Indian individual inventors and research organizations are turning their patents into liquid with the entry of firms like Intellectual Ventures into Indian markets. The investment fund, founded by Microsoft’s former chief technology officer Nathan Myhrvold, has raised capital from individual investors and large companies, including Microsoft, Cisco, Intel, Verizon, Sony and Apple. The $5 billion company reportedly planned in 2008 to spend $100 million to buy or license patents across Asia.”We believe that over the next 10-20 years, institutes in India could make around $1 billion a year if they can market their inventions,”said Myhrvold.
Intellectual Ventures has formed similar partnerships with other institutes in India, as well as in China, Japan, Korea, and soon, Singapore-but it fits into the broader strategy of fostering invention around the world. With collaborations with over 500 inventors around the world, Intellectual Ventures files over thousands of patent applications a year in more than 30 technology areas. The reception Intellectual Ventures is getting also reminds me of Microsoft Research. While most university officials see the partnerships as benefiting their researchers and increasing the flow of innovation, critics have rolled out the standard”patent troll” fears that the company is coming in to buy up all the best intellectual property-which will only be assuaged by years of relationship building and repeatedly demonstrating that these sorts of deals can benefit both sides.

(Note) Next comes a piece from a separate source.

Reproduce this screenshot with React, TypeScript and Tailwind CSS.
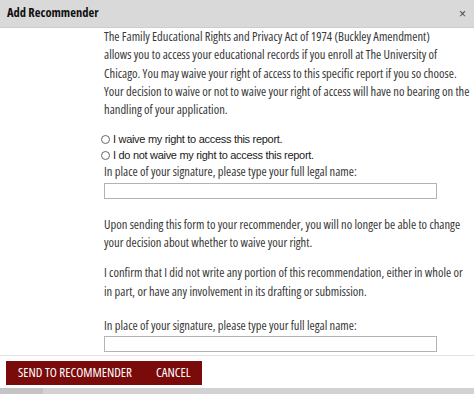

Gibson, who also handles Intellectual Ventures’ marketing and public relations in Asia, shed more light on the significance of the deal as well. “IIT-B is one of roughly 10 schools in India we are now working with. However IIT-B is one of the premier universities in India-one of the original IITs, so it is a little like working with, say, a Harvard or Stanford for us,” he said. “We were excited and proud to make the announcement.”(IIT-Bombay is known for its strength in electronics, software, chemistry, and materials, among other areas.)
Full financial terms of the partnership weren’t disclosed. But Gibson says, “The arrangement is for the university…to send us invention disclosures from time to time as well as allow us to directly work with professors we have identified to partner on brand new inventions… The arrangement is not exclusive and the university is free to pick and choose which inventions it gives to us and which it doesn’t.